The amended complaint alleges that the defendant Daniel Doyle refused to act upon a complaint initiated by the plaintiff. In essence what the plaintiff complains of is that the defendant Daniel Doyle failed to recommend that a warrant should be issued in a certain case or an investigation commenced. However, it is well settled that under the Civil Rights Act of 1871, the exercise or failure to exercise such discretion with regard to the issuance of a warrant or the investigation of an allegation is within the scope of the quasi-judicial functions of a prosecuting attorney and thus immune from suit under § 1983. Scolnick v. Lefkowitz, supra; Golden v. Smith, 324 F. Supp. 727 (D. Or.1971); Link v. Greyhound Corp., 288 F. Supp. 898 (E.D.Mich.1968). Some courts have stated that the remedy in official non-feasance cases lies not with a federal court in a civil rights suit but with the executive branch and ultimately with the people and, also, in appropriate cases, with professional censure. Pugach v. Klein, 193 F. Supp. 630 (S.D.N. Y.1961); Lusk v. Hanrahan, 244 F. Supp. 539 (N.D.Ill.1965). It is clear that the decision whether or not to seek a warrant or further investigate an allegation is a matter within the duties assigned to an Assistant State's Attorney and not the proper subject matter of a Civil Rights suit under 42 U.S.C. § 1983.

*61 Further, "plea-bargaining" and letters to the Illinois Parole and Pardon Board are matters which are part of the duties of an Assistant State's Attorney and within the prosecuting attorney's discretion. Such activities are not the proper subject matter of a civil rights suit under 42 U.S.C. § 1983. See Brady v. United States, 397 U.S. 742, 90 S. Ct. 1463, 25 L. Ed. 2d 747 (1970); Myers v.
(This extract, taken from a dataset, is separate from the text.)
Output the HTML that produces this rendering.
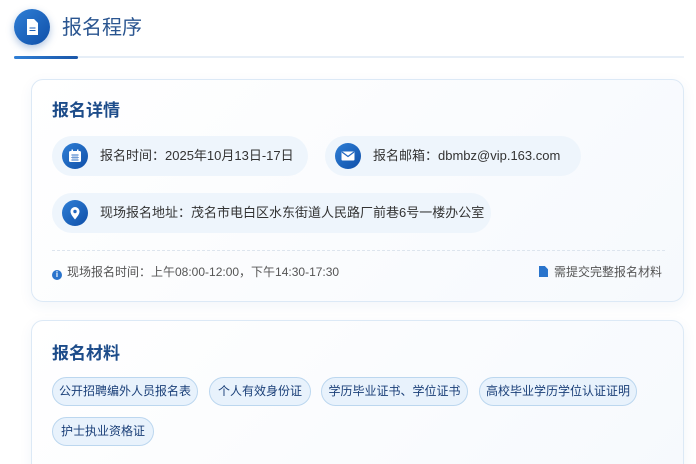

Couchara, 313 F. Supp. 873 (E.D.Pa. 1970).

Accordingly, it is hereby ordered that the defendant's motion to dismiss is granted and the cause is dismissed.


[*] The considerations favoring prosecutorial immunity include that the threat of litigation may affect the integrity of a prosecutor's decision-making; frivolous lawsuits might occupy large portions of prosecutor's official time; and that potential liability might deter qualified people from public service.